The obtained data show that in optimizing rainwater management the decision makers should take into account that green roofs have a significant effect on moderating urban heat islands, but they will not contribute by rainwater discharge to water management balance. It is more useful to collect rainwater from solid surfaces and classic roofs wherever possible.

12 Conclusions and Recommendations

The roof with vegetation cover, besides the basic function, which is the protection of the construction and the indoor environment from meteoric water, fulfills many specific functions related to the improvement of the environment. The roof can be representative. It can be used for recreational purposes and at the same time fulfill the ecological function.

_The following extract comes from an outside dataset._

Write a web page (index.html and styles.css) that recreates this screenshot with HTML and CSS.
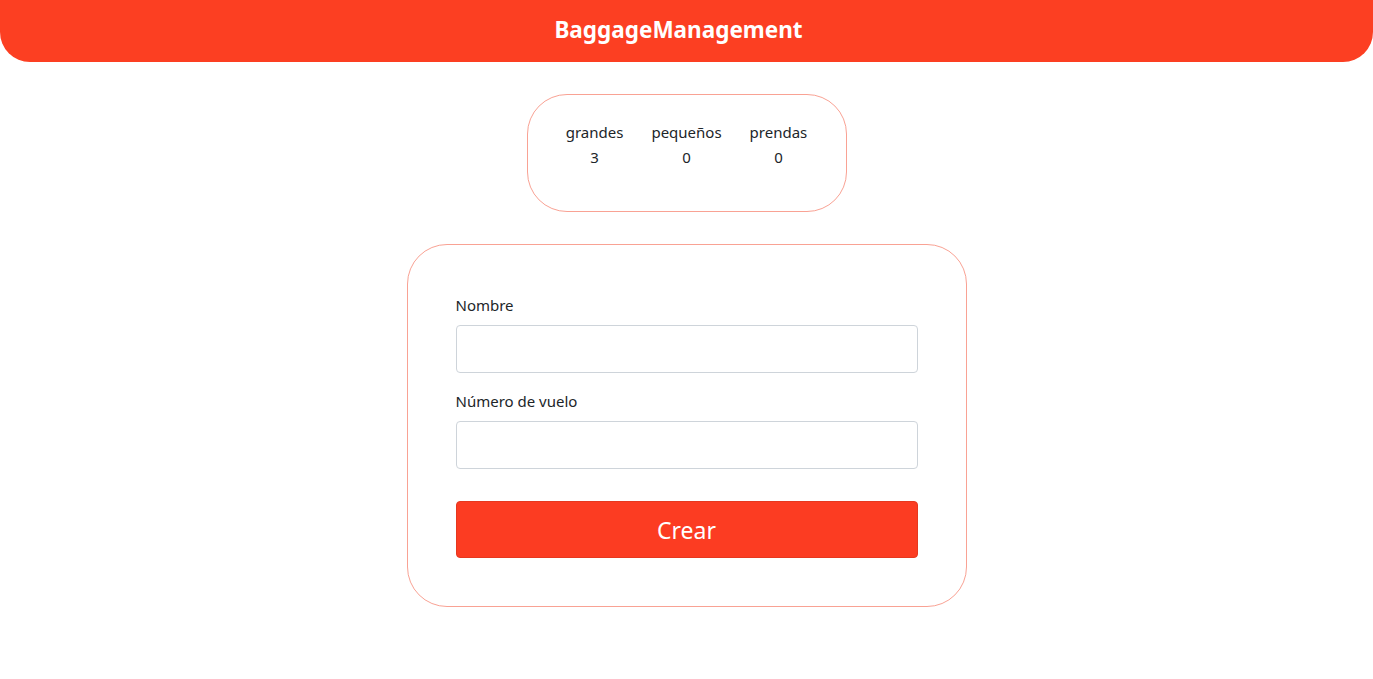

The most important potential of green roofs though is their climate adaptation function. They help to moderate urban heat islands and measuring their retention capacity approved that even extensive green roof can significantly cut the peaks of runoff from extreme storm rains.

Increased investment, whether on the load-bearing structure or the layers needed for the planting, will subsequently provide savings of the operating costs. Well-designed layers of green roof significantly increase the durability of the membrane roofing as the vegetation, and vegetative layers protect against the weather effects the damp course of the roof or facade.

Greenery and substrates, especially on the roof, improve thermal insulating and reduce thermal extremes; there is also smaller material expansion and thus the durability, compared to flat roofs without vegetation, increases. A great advantage is a protection against UV radiation, which degrades the majority of materials, what contributes to extending the durability of the entire roof again.

By measuring on a particular green roof and calculations, it was verified that the vegetation reacts to solar radiation by evaporation of water, and thus by cooling of the surrounding environment, which is great benefit especially in the urban environment in mentioned summer months.